Starting at the line that contains "What React and", write out every line through the last one in the records below, word for word. Leave out any pictures.
╭─ Supplied records
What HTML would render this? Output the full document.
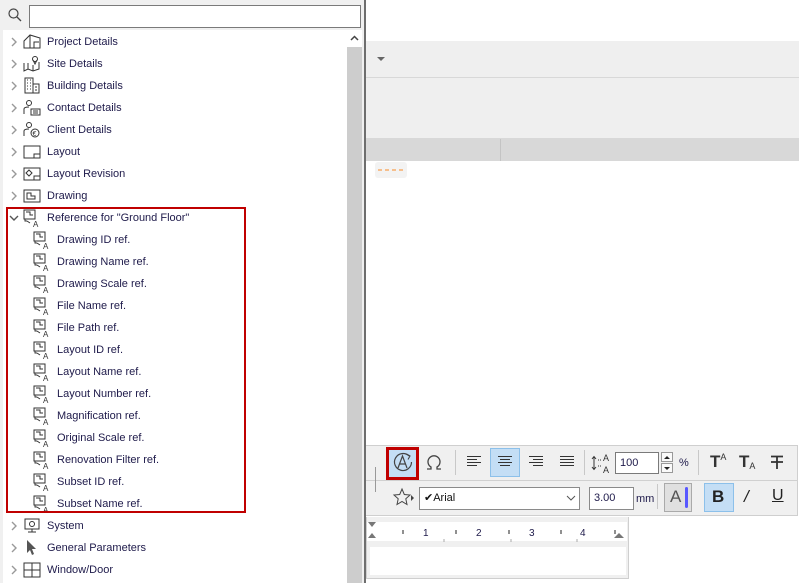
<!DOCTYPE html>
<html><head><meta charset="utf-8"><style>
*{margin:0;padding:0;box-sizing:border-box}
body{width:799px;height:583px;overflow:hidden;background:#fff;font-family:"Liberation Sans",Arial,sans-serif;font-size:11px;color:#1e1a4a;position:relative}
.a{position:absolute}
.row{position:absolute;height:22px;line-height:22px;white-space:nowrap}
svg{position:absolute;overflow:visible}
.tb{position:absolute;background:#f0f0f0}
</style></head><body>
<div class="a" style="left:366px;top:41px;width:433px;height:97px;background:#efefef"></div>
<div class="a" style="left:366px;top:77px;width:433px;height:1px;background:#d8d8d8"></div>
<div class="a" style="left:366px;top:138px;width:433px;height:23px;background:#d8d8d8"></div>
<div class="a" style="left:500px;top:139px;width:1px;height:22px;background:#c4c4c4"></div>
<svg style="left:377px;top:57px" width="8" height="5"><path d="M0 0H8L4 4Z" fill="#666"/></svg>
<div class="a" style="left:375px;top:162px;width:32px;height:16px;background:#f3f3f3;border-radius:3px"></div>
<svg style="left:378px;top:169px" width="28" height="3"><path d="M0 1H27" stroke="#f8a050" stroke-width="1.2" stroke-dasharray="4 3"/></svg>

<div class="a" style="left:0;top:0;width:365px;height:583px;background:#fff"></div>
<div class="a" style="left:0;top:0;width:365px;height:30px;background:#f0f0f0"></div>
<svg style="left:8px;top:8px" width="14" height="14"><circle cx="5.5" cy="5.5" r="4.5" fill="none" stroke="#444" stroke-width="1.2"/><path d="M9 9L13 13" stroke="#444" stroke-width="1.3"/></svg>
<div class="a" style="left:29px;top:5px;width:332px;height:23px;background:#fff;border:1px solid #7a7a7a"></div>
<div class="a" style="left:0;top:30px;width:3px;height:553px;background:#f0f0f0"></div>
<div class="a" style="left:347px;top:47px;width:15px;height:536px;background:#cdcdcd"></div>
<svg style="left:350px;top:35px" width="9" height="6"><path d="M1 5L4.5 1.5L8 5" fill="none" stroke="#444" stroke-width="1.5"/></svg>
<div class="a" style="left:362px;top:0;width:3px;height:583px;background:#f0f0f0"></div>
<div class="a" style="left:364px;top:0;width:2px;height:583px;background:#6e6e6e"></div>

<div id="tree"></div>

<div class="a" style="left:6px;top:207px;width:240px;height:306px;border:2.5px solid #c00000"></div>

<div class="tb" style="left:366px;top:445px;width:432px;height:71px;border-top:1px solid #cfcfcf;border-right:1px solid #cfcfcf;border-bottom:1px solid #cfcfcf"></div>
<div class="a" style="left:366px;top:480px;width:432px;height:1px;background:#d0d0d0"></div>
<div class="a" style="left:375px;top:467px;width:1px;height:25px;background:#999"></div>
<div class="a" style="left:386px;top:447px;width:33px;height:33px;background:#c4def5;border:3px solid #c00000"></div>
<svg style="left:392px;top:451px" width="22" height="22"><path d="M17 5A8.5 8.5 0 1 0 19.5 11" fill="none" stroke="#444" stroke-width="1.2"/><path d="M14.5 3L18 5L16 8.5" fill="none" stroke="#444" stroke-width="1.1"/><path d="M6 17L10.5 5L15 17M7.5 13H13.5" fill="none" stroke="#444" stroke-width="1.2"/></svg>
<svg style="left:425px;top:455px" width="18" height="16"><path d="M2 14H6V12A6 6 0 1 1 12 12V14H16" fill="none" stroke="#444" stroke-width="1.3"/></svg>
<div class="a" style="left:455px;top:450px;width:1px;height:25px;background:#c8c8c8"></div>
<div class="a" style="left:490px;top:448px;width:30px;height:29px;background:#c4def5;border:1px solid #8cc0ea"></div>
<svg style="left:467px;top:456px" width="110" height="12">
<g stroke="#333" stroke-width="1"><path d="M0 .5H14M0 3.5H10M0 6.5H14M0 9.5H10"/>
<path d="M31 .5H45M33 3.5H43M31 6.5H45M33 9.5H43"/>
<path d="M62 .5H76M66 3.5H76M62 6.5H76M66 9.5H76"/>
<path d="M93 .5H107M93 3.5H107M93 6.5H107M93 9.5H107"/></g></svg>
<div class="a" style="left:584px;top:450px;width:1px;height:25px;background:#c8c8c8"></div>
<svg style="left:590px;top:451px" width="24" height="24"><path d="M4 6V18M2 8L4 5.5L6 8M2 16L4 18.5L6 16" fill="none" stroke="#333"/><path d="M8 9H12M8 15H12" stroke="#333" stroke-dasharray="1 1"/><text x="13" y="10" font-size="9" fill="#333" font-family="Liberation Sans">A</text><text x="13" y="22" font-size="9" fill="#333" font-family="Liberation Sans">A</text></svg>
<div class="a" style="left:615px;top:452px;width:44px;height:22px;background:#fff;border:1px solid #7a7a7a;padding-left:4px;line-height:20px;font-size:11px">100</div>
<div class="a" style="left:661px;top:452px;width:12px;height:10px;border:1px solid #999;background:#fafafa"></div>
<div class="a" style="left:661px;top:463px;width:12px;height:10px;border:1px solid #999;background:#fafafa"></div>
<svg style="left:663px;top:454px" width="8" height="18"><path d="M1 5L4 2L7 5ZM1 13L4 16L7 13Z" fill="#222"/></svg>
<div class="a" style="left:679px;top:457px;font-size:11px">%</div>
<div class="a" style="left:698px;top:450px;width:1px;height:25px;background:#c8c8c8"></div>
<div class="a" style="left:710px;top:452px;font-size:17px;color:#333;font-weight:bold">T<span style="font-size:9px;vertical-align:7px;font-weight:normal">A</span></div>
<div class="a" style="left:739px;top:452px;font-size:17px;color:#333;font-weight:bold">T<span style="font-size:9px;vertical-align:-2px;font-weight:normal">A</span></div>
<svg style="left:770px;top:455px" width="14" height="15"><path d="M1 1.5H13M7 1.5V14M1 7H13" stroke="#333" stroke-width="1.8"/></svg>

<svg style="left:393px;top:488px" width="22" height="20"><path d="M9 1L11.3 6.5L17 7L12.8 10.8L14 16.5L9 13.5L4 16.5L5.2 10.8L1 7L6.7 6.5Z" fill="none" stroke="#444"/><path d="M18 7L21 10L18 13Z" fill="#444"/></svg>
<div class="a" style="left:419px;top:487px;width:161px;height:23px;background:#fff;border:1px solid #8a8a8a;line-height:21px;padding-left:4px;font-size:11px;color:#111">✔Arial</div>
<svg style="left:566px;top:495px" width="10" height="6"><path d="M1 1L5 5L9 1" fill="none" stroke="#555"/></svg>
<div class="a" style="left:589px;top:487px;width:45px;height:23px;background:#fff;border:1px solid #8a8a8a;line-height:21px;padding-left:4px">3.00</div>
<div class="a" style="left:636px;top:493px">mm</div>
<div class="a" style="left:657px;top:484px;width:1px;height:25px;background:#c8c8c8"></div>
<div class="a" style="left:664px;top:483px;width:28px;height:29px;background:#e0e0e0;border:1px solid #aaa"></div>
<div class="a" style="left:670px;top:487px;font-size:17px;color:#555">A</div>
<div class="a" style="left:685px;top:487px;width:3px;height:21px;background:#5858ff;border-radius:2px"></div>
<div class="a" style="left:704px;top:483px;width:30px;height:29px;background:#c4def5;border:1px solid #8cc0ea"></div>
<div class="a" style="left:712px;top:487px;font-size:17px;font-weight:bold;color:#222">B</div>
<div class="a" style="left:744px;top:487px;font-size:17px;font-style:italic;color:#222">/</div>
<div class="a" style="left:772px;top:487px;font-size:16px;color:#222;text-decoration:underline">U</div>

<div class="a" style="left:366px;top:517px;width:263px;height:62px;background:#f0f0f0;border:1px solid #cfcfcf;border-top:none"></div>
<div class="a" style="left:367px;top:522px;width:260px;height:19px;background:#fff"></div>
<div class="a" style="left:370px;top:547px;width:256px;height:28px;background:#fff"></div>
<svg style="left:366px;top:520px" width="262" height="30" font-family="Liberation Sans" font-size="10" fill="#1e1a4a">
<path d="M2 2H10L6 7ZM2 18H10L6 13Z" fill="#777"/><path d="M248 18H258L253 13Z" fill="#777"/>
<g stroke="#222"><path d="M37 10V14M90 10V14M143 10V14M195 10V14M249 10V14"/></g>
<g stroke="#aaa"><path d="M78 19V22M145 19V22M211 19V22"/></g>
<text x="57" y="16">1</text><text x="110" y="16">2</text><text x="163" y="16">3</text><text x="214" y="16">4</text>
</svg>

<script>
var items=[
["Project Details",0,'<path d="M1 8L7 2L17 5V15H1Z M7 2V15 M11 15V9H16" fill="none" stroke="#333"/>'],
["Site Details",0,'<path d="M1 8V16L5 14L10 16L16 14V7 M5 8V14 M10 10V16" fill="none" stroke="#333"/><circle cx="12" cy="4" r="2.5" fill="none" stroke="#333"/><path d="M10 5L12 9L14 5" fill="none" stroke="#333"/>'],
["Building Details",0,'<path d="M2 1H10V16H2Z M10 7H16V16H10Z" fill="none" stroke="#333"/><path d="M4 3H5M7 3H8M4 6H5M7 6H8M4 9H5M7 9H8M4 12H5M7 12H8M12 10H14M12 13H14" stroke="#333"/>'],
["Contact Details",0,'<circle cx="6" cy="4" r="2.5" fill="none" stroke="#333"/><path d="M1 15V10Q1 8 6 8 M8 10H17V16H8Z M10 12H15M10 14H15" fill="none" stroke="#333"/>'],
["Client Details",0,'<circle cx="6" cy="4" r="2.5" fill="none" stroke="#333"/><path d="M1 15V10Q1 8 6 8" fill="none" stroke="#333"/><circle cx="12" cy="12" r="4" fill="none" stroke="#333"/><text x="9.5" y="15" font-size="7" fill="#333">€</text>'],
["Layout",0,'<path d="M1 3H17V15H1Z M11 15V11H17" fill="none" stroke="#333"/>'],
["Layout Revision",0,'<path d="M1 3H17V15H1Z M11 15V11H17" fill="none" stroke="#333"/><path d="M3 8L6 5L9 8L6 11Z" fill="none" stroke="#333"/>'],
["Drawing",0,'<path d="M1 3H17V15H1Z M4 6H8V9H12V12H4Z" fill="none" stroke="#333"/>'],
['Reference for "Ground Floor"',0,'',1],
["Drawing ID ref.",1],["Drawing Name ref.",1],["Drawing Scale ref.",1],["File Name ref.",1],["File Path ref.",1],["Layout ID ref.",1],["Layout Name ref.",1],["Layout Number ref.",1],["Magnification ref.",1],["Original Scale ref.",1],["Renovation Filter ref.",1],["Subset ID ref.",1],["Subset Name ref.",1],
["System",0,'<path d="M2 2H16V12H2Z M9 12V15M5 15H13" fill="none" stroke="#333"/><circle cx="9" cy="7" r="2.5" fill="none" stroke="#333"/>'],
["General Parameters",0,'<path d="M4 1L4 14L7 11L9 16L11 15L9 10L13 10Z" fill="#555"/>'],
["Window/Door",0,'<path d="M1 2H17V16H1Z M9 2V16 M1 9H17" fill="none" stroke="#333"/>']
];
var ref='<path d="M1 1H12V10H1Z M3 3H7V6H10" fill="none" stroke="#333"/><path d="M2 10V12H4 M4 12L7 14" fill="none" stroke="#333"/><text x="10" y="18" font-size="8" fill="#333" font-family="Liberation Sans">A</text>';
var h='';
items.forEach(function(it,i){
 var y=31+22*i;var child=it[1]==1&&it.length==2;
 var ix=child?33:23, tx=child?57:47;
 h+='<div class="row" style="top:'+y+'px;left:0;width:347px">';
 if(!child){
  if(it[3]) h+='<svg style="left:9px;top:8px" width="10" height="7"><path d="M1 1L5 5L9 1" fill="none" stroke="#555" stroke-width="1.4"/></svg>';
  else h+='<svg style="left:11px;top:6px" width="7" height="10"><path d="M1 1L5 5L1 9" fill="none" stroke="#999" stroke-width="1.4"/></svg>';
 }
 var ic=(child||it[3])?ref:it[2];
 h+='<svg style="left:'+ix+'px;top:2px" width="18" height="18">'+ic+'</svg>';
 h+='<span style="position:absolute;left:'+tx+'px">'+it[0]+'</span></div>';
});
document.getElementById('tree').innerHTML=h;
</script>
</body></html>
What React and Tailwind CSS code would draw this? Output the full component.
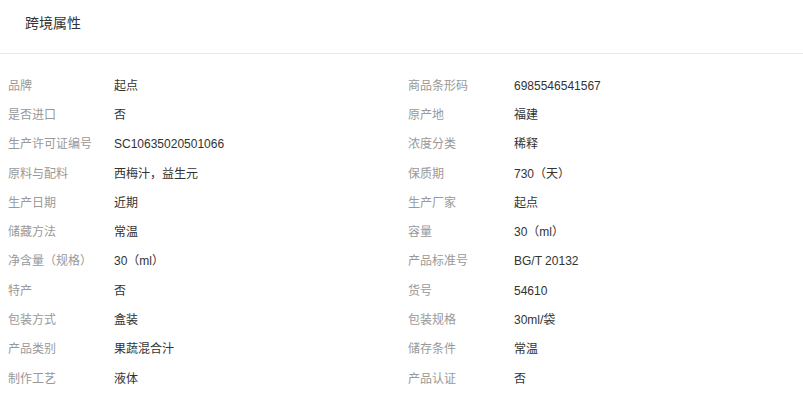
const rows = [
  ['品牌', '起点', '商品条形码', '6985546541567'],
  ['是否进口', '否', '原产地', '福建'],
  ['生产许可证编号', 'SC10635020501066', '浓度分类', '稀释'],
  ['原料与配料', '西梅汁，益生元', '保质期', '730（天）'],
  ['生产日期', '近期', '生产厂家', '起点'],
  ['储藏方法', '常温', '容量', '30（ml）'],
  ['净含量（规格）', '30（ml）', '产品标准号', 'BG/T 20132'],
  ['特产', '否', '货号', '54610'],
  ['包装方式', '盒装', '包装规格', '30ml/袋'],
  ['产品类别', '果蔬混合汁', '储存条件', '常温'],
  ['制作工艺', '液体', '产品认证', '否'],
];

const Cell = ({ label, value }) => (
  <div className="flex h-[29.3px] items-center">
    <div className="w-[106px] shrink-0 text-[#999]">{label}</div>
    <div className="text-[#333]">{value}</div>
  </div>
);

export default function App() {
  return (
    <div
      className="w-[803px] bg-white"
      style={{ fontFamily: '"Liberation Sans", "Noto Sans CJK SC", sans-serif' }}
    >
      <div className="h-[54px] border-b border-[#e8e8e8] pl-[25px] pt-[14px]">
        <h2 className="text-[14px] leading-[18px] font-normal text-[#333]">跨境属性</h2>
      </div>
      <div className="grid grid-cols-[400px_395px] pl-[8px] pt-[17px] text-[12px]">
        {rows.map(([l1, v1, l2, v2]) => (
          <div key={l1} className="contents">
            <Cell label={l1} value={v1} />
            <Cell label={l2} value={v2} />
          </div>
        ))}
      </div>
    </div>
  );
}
╰─
Output of the task:
What React and Tailwind CSS code would draw this? Output the full component.
const rows = [
  ['品牌', '起点', '商品条形码', '6985546541567'],
  ['是否进口', '否', '原产地', '福建'],
  ['生产许可证编号', 'SC10635020501066', '浓度分类', '稀释'],
  ['原料与配料', '西梅汁，益生元', '保质期', '730（天）'],
  ['生产日期', '近期', '生产厂家', '起点'],
  ['储藏方法', '常温', '容量', '30（ml）'],
  ['净含量（规格）', '30（ml）', '产品标准号', 'BG/T 20132'],
  ['特产', '否', '货号', '54610'],
  ['包装方式', '盒装', '包装规格', '30ml/袋'],
  ['产品类别', '果蔬混合汁', '储存条件', '常温'],
  ['制作工艺', '液体', '产品认证', '否'],
];

const Cell = ({ label, value }) => (
  <div className="flex h-[29.3px] items-center">
    <div className="w-[106px] shrink-0 text-[#999]">{label}</div>
    <div className="text-[#333]">{value}</div>
  </div>
);

export default function App() {
  return (
    <div
      className="w-[803px] bg-white"
      style={{ fontFamily: '"Liberation Sans", "Noto Sans CJK SC", sans-serif' }}
    >
      <div className="h-[54px] border-b border-[#e8e8e8] pl-[25px] pt-[14px]">
        <h2 className="text-[14px] leading-[18px] font-normal text-[#333]">跨境属性</h2>
      </div>
      <div className="grid grid-cols-[400px_395px] pl-[8px] pt-[17px] text-[12px]">
        {rows.map(([l1, v1, l2, v2]) => (
          <div key={l1} className="contents">
            <Cell label={l1} value={v1} />
            <Cell label={l2} value={v2} />
          </div>
        ))}
      </div>
    </div>
  );
}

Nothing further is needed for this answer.